To get these into “PSL” mode, I simply added some pumpkin pie spice (available in the spice aisle of most grocery stores) and instant espresso powder. I also swapped out my regular milk for the tang of buttermilk. (I’ve got a tip for how to make your own buttermilk below.)

These simple tweaks add no additional work to simple pancakes yet elevate them to Sunday brunch status!

Pumpkin Spice Latte Pancakes

  • Makes

    24

    24 3 1/2" pancakes
  • Meal
    breakfast
  • Prep

    10 minutes
  • Cook

    20 minutes
  • Total

    30 minutes

    Ingredients:

  • 2 cups flour
  • 2 tablespoons sugar
  • 2 teaspoons baking powder
  • 1 teaspoon baking soda
  • ½ teaspoon salt
  • 2 teaspoons pumpkin pie spice
  • 2 teaspoons instant espresso
  • 3 eggs
  • 1 cup pumpkin puree
  • 2 cups buttermilk (Make your own by pouring 2 tablespoons lemon juice or vinegar in a 2-cup measure. Fill to the 2-cup mark with milk, stir and let sit for 10 minutes.)
  • 3 tablespoons butter, melted (plus additional for cooking)
  • 1 teaspoon vanilla

Directions:

  • 1. Whisk all of the dry ingredients in a large bowl; set aside.

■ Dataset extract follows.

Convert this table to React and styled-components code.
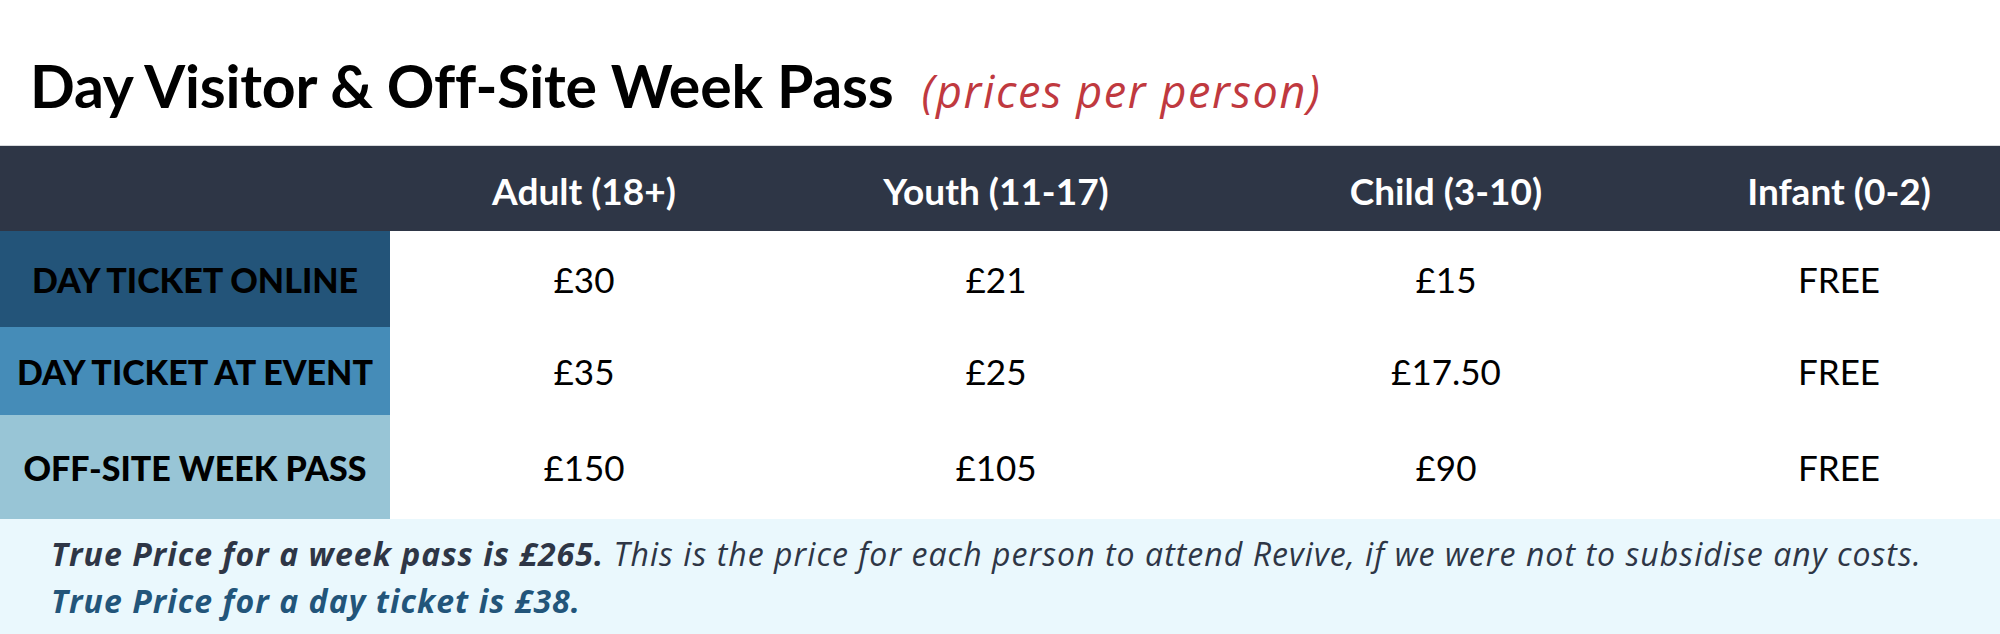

  • 2. Whisk the eggs in a medium bowl; add the pumpkin, buttermilk, melted butter and vanilla and whisk to incorporate.

  • 3. Add the wet ingredients to the dry and whisk just till incorporated (batter will be lumpy; do not over-mix).

  • 4. Heat a griddle over medium heat; add some butter and swirl till melted.

  • 5. Drop ¼ cupfuls of batter onto the skillet; cook pancakes till undersides are golden brown and flip to cook the other sides. Transfer to a baking sheet; Keep warm in a 200-degree oven till ready to serve.